In the 27 February - 12 March 2011 edition of Campaign Middle East Magazine, the magazine asked the question "Are Digital Agencies the new dinosaurs?" As media channels become ever-more integrated, it is increasingly difficult to define what a 'digital' agency is and whether they are still relevant. Campaign asked if we are entering a new stage of agency evolution."
My full response, which was published in their magazine, is detailed below:
Being a digital agency in the Middle East is not easy. We work in a fast-changing and highly competitive environment where every agency across the spectrum thinks that hiring two programmers and opening a “new media” division qualifies them as a digital agency.
However, simply adding an “I” or an E” to a logo does not a digital agency make. Traditional agencies have been trying to crack the digital agency model in the region since 1999, and very few have been able to make it work.

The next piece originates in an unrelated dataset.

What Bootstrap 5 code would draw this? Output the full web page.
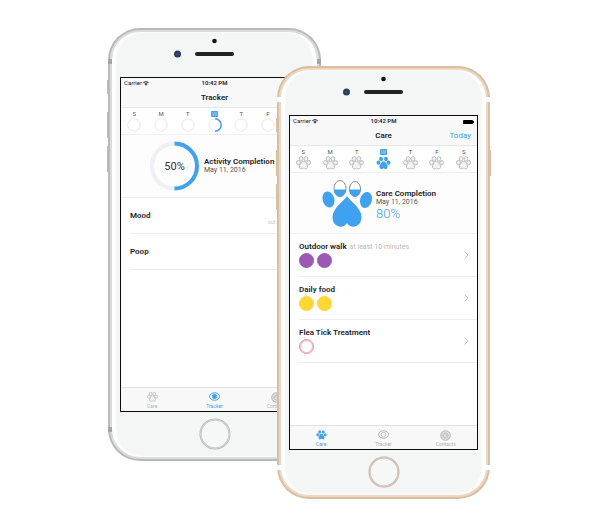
<!DOCTYPE html>
<html lang="en">
<head>
<meta charset="utf-8">
<meta name="viewport" content="width=device-width, initial-scale=1">
<title>Pet care tracker</title>
<link href="https://cdn.jsdelivr.net/npm/bootstrap@5.3.0/dist/css/bootstrap.min.css" rel="stylesheet">
<style>
  body { font-family: Roboto, "Liberation Sans", sans-serif; background: #fff; color: #1c1c1e; font-size: 8px; line-height: 10px; }
  .stage { padding-top: 28px; padding-bottom: 28px; }
  .phone { --rim: #b9babc; --rim-light: #dcdcde; --band: #a4a5a8; width: 213px; border-radius: 32px; background: var(--rim); padding: 2px; flex: none; }
  .phone-gold { --rim: #d9bea3; --rim-light: #ecd8c5; --band: #fff; margin-left: -44px; margin-top: 38px; }
  .glass { border: 2px solid var(--rim-light); border-radius: 30px; background: #f4f6f6; box-shadow: inset 4px 0 2px #fff, inset -4px 0 2px #fff; padding: 0 8px; }
  .band { background: var(--band); width: 4px; height: 5px; }
  .band.top-l { left: 0; top: 31px; } .band.top-r { right: 0; top: 31px; }
  .band.bot-l { left: 0; bottom: 29px; } .band.bot-r { right: 0; bottom: 29px; }
  .side-key { background: #fff; border: 1px solid var(--rim); width: 2px; height: 26px; left: -1px; }
  .key-mute { top: 52px; height: 14px; } .key-up { top: 84px; } .key-down { top: 118px; }
  .key-power { left: auto; right: -1px; top: 84px; }
  .earpiece { height: 45px; padding-top: 5px; }
  .earpiece svg, .home-area svg { display: block; }
  .home-area { height: 45px; padding-bottom: 2px; }
  .home-key { background: transparent; border: 0; padding: 0; }
  .screen { border: 1px solid #0b0b08; background: #fff; height: 335px; }
  .top-bar { background: #f8f8f8; border-bottom: 1px solid #e6e6e8; height: 30px; }
  .status { font-size: 6px; line-height: 10px; height: 10px; padding: 0 3px; }
  .status .clock { font-weight: 600; }
  .bar-title { font-size: 8px; line-height: 19px; font-weight: 600; margin: 0; }
  .bar-link { font-size: 8px; line-height: 19px; color: #3c9ff0; text-decoration: none; padding-right: 6px; }
  .thirds { display: grid; grid-template-columns: 1fr auto 1fr; }
  .days { height: 27px; border-bottom: 1px solid #f0f0f2; padding-top: 3px; }
  .day { background: transparent; border: 0; padding: 0; color: #555; font-size: 6px; line-height: 6px; gap: 1px; }
  .day span { padding: 0 1px; border-radius: 1px; }
  .day.picked span { background: #3fa2f0; color: #a9d5fa; }
  .summary { height: 61px; border-bottom: 1px solid #f0f0f2; background: #fdfdfd; }
  .summary h2 { font-size: 8px; line-height: 9px; font-weight: 600; margin: 0; white-space: nowrap; }
  .summary p { font-size: 7px; line-height: 9px; color: #555; margin: 0; }
  .summary .score { font-size: 13px; line-height: 14px; font-weight: 300; color: #3fa2f0; }
  .sum-care { padding-left: 32px; } .sum-act { padding-left: 29px; height: 63px; }
  .task { height: 43px; margin-left: 9px; padding-right: 8px; border-bottom: 1px solid #efeff1; }
  .task h3, .entry h3 { font-size: 8px; line-height: 10px; font-weight: 600; margin: 0; }
  .task small { font-size: 7px; line-height: 10px; color: #b9b9bc; }
  .hint, .tallies { gap: 3px; }
  .tallies { padding-top: 1px; }
  .tally { width: 15px; height: 15px; border-radius: 50%; border: 1px solid var(--tone); background: var(--tone); }
  .walk { --tone: #9b59b6; } .food { --tone: #fdd835; }
  .flea { --tone: #f58a96; } .flea .tally { background: transparent; box-shadow: inset 0 0 0 1px #f9b3bb; }
  .entry { height: 36px; margin-left: 9px; padding-right: 20px; border-bottom: 1px solid #efeff1; }
  .entry small { font-size: 5px; line-height: 6px; color: #c4c4c7; padding-top: 12px; }
  .tabs { background: #f8f8f8; border-top: 1px solid #e2e2e4; height: 24px; }
  .tabs a { color: #b0b0b2; font-size: 5px; line-height: 6px; text-decoration: none; padding: 4px 0 2px; }
  .tabs a.on { color: #3fa2f0; }
  .pale { fill: #f4f4f4; stroke: #b9b9bb; stroke-width: 3px; }
</style>
<script src="https://cdn.jsdelivr.net/npm/bootstrap@5.3.0/dist/js/bootstrap.bundle.min.js"></script>
</head>
<body>
<svg width="0" height="0" class="position-absolute" aria-hidden="true">
  <defs>
    <symbol id="paw" viewBox="0 0 46 42">
      <ellipse cx="15.500" cy="8.500" rx="6" ry="7"/><ellipse cx="30.500" cy="8.500" rx="6" ry="7"/>
      <ellipse cx="7.500" cy="20" rx="6" ry="6.500"/><ellipse cx="38.500" cy="20" rx="6" ry="6.500"/>
      <path d="M23 16C28 16 30 21 33 25C37 30 36 39 30 39.500C27 39.800 25 37 23 37S19 39.800 16 39.500C10 39 9 30 13 25C16 21 18 16 23 16Z"/>
    </symbol>
    <symbol id="wifi" viewBox="0 0 12 10"><path d="M0 3Q6-3 12 3L10.500 4.700Q6 0 1.500 4.700ZM2.500 5.700Q6 2.300 9.500 5.700L6 9.500Z" fill="#444"/></symbol>
    <symbol id="eye" viewBox="0 0 22 18"><ellipse cx="11" cy="9" rx="10" ry="7.500" fill="none" stroke="currentColor" stroke-width="2"/><circle cx="11" cy="9" r="4.500" fill="var(--pupil,none)" stroke="currentColor" stroke-width="1.500"/></symbol>
    <symbol id="contact" viewBox="0 0 22 22"><circle cx="11" cy="11" r="9.500" fill="#e4e4e6" stroke="currentColor" stroke-width="2"/><circle cx="11" cy="11" r="5.500" fill="#cfcfd1" stroke="currentColor" stroke-width="1"/><path d="M8 10h6M8 13h5" stroke="#eee" stroke-width="1"/></symbol>
    <symbol id="ear" viewBox="0 0 86 26"><circle cx="42.500" cy="4" r="2.300" fill="#111"/><circle cx="5.500" cy="17" r="3.500" fill="#333a4c"/><circle cx="5.500" cy="17" r="1.500" fill="#1c4fae"/><rect x="23" y="15" width="39" height="4" rx="2" fill="#222"/></symbol>
    <symbol id="ring" viewBox="0 0 14 14"><circle cx="7" cy="7" r="6.200" fill="none" stroke="#e8e8ed" stroke-width="1"/></symbol>
    <symbol id="next" viewBox="0 0 5 8"><path d="M.7.7L4 4L.7 7.300" fill="none" stroke="#c2c2c5" stroke-width="1"/></symbol>
  </defs>
</svg>

<main class="stage d-flex justify-content-center align-items-start">
  <section class="phone position-relative" aria-label="Tracker screen">
    <i class="side-key key-mute position-absolute"></i><i class="side-key key-up position-absolute"></i><i class="side-key key-down position-absolute"></i>
    <i class="band top-l position-absolute"></i><i class="band top-r position-absolute"></i><i class="band bot-l position-absolute"></i><i class="band bot-r position-absolute"></i>
    <div class="glass">
      <div class="earpiece d-flex justify-content-center"><svg width="86" height="26"><use href="#ear"/></svg></div>
      <div class="screen d-flex flex-column">
        <header class="top-bar">
          <div class="status thirds"><span>Carrier <svg width="6" height="5"><use href="#wifi"/></svg></span><span class="clock">10:42 PM</span><span></span></div>
          <h1 class="bar-title text-center">Tracker</h1>
        </header>
        <div class="days row g-0">
          <button class="day col d-flex flex-column align-items-center"><span>S</span><svg width="14" height="14"><use href="#ring"/></svg></button>
          <button class="day col d-flex flex-column align-items-center"><span>M</span><svg width="14" height="14"><use href="#ring"/></svg></button>
          <button class="day col d-flex flex-column align-items-center"><span>T</span><svg width="14" height="14"><use href="#ring"/></svg></button>
          <button class="day picked col d-flex flex-column align-items-center"><span>W</span><svg width="14" height="14"><use href="#ring"/><path d="M7 .8A6.200 6.200 0 0 1 7 13.200" fill="none" stroke="#3fa2f0" stroke-width="1.500"/></svg></button>
          <button class="day col d-flex flex-column align-items-center"><span>T</span><svg width="14" height="14"><use href="#ring"/></svg></button>
          <button class="day col d-flex flex-column align-items-center"><span>F</span><svg width="14" height="14"><use href="#ring"/></svg></button>
          <button class="day col d-flex flex-column align-items-center"><span>S</span><svg width="14" height="14"><use href="#ring"/></svg></button>
        </div>
        <div class="summary sum-act d-flex align-items-center gap-1">
          <svg width="50" height="50" viewBox="0 0 50 50"><circle cx="24.500" cy="25" r="22.500" fill="none" stroke="#efeff4" stroke-width="4"/><path d="M24.500 2.500A22.500 22.500 0 0 1 24.500 47.500" fill="none" stroke="#3fa2f0" stroke-width="4"/><text x="24.500" y="29" text-anchor="middle" font-size="11" fill="#333">50%</text></svg>
          <div><h2>Activity Completion</h2><p>May 11, 2016</p></div>
        </div>
        <div class="entry d-flex align-items-center justify-content-between"><h3>Mood</h3><small>out of 10</small></div>
        <div class="entry d-flex align-items-center"><h3>Poop</h3></div>
        <nav class="tabs row g-0 mt-auto text-center">
          <a href="#" class="col d-flex flex-column align-items-center justify-content-between"><svg class="pale" width="11" height="10"><use href="#paw"/></svg>Care</a>
          <a href="#" class="on col d-flex flex-column align-items-center justify-content-between"><svg width="11" height="9" style="--pupil:#3fa2f0"><use href="#eye"/></svg>Tracker</a>
          <a href="#" class="col d-flex flex-column align-items-center justify-content-between"><svg width="11" height="11"><use href="#contact"/></svg>Contacts</a>
        </nav>
      </div>
      <div class="home-area d-flex justify-content-center align-items-center"><button class="home-key" aria-label="Home"><svg width="32" height="32"><circle cx="16" cy="16" r="14.500" fill="#f6f8f8" stroke="#b4b6b7" stroke-width="2"/><circle cx="16" cy="16" r="14.500" fill="none" stroke="#d6d8d9" stroke-width="1"/></svg></button></div>
    </div>
  </section>

  <section class="phone phone-gold position-relative" aria-label="Care screen">
    <i class="side-key key-mute position-absolute"></i><i class="side-key key-up position-absolute"></i><i class="side-key key-down position-absolute"></i><i class="side-key key-power position-absolute"></i>
    <i class="band top-l position-absolute"></i><i class="band top-r position-absolute"></i><i class="band bot-l position-absolute"></i><i class="band bot-r position-absolute"></i>
    <div class="glass">
      <div class="earpiece d-flex justify-content-center"><svg width="86" height="26"><use href="#ear"/></svg></div>
      <div class="screen d-flex flex-column">
        <header class="top-bar">
          <div class="status thirds"><span>Carrier <svg width="6" height="5"><use href="#wifi"/></svg></span><span class="clock">10:42 PM</span><span class="text-end"><svg width="11" height="5"><rect width="10" height="4" y="1" rx="1"/><rect x="10" y="2" width="1" height="2"/></svg></span></div>
          <div class="thirds"><span></span><h1 class="bar-title">Care</h1><a href="#" class="bar-link text-end">Today</a></div>
        </header>
        <div class="days row g-0">
          <button class="day col d-flex flex-column align-items-center"><span>S</span><svg class="pale" width="15" height="14"><use href="#paw"/></svg></button>
          <button class="day col d-flex flex-column align-items-center"><span>M</span><svg class="pale" width="15" height="14"><use href="#paw"/></svg></button>
          <button class="day col d-flex flex-column align-items-center"><span>T</span><svg class="pale" width="15" height="14"><use href="#paw"/></svg></button>
          <button class="day picked col d-flex flex-column align-items-center"><span>W</span><svg width="15" height="14" fill="#3fa2f0"><use href="#paw"/></svg></button>
          <button class="day col d-flex flex-column align-items-center"><span>T</span><svg class="pale" width="15" height="14"><use href="#paw"/></svg></button>
          <button class="day col d-flex flex-column align-items-center"><span>F</span><svg class="pale" width="15" height="14"><use href="#paw"/></svg></button>
          <button class="day col d-flex flex-column align-items-center"><span>S</span><svg class="pale" width="15" height="14"><use href="#paw"/></svg></button>
        </div>
        <div class="summary sum-care d-flex align-items-center gap-1">
          <svg width="50" height="47" viewBox="0 0 50 47" fill="#3fa2f0">
            <g fill="#fff" stroke="#888" stroke-width="1"><ellipse cx="18" cy="8.500" rx="6" ry="8"/><ellipse cx="33" cy="9" rx="5.500" ry="7.500"/></g>
            <path d="M12 9.500H24C24 14 21 16.500 18 16.500S12 14 12 9.500ZM27.500 9.500H38.500C38.500 14 36 16.500 33 16.500S27.500 14 27.500 9.500Z"/>
            <ellipse cx="6.500" cy="19.500" rx="5.800" ry="8.200" transform="rotate(-14 6.500 19.500)"/><ellipse cx="44" cy="20" rx="5.800" ry="8.200" transform="rotate(14 44 20)"/>
            <path d="M25 16C28 21 39.500 28 39.500 37C39.500 48 28 49 25 43C22 49 10.500 48 10.500 37C10.500 28 22 21 25 16Z"/>
          </svg>
          <div class="pt-1"><h2>Care Completion</h2><p>May 11, 2016</p><p class="score">80%</p></div>
        </div>
        <div class="task walk d-flex align-items-center justify-content-between"><div><div class="hint d-flex"><h3>Outdoor walk</h3><small>at least 10 minutes</small></div><div class="tallies d-flex"><span class="tally"></span><span class="tally"></span></div></div><svg width="5" height="8"><use href="#next"/></svg></div>
        <div class="task food d-flex align-items-center justify-content-between"><div><h3>Daily food</h3><div class="tallies d-flex"><span class="tally"></span><span class="tally"></span></div></div><svg width="5" height="8"><use href="#next"/></svg></div>
        <div class="task flea d-flex align-items-center justify-content-between"><div><h3>Flea Tick Treatment</h3><div class="tallies d-flex"><span class="tally"></span></div></div><svg width="5" height="8"><use href="#next"/></svg></div>
        <nav class="tabs row g-0 mt-auto text-center">
          <a href="#" class="on col d-flex flex-column align-items-center justify-content-between"><svg width="11" height="10" fill="currentColor"><use href="#paw"/></svg>Care</a>
          <a href="#" class="col d-flex flex-column align-items-center justify-content-between"><svg width="11" height="9"><use href="#eye"/></svg>Tracker</a>
          <a href="#" class="col d-flex flex-column align-items-center justify-content-between"><svg width="11" height="11"><use href="#contact"/></svg>Contacts</a>
        </nav>
      </div>
      <div class="home-area d-flex justify-content-center align-items-center"><button class="home-key" aria-label="Home"><svg width="32" height="32"><circle cx="16" cy="16" r="14.500" fill="#f6f8f8" stroke="#c7b3a6" stroke-width="2"/><circle cx="16" cy="16" r="14.500" fill="none" stroke="#d8ccc3" stroke-width="1"/></svg></button></div>
    </div>
  </section>
</main>
</body>
</html>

Advertisers are growing increasingly savvy, and are demanding far more than simple banner executions and Flash microsites from their communication partners.
Real digital delivery requires significant resources - from programmers and designers to information architects and digital strategists - and constant innovation in order to experiment, learn and offer relevant solutions to advertisers.
At Flip, we recognize that this innovation is essential to our continued growth and leadership, which is why we constantly invest in new trends and technologies before our clients do, so that we do not have to learn at their expense.
Most recently, the thousands of hours we invested in apps like Mumbaikar, Naviflix and Slide Reader have not made us rich overnight, but it puts us in the unique position of being able to show clients, and not just tell them, what we can deliver for them, and it’s always paid off for us in the long run.
Increasingly, we find ourselves again working with our partners at traditional agencies in order to help them deliver these innovations to their clients, because they recognize that no one is better placed to understand digital trends than people who eat, live and breathe them.
To paraphrase Mark Twain, the report of our death is an exaggeration. If anything, I think digital agencies have never been more relevant.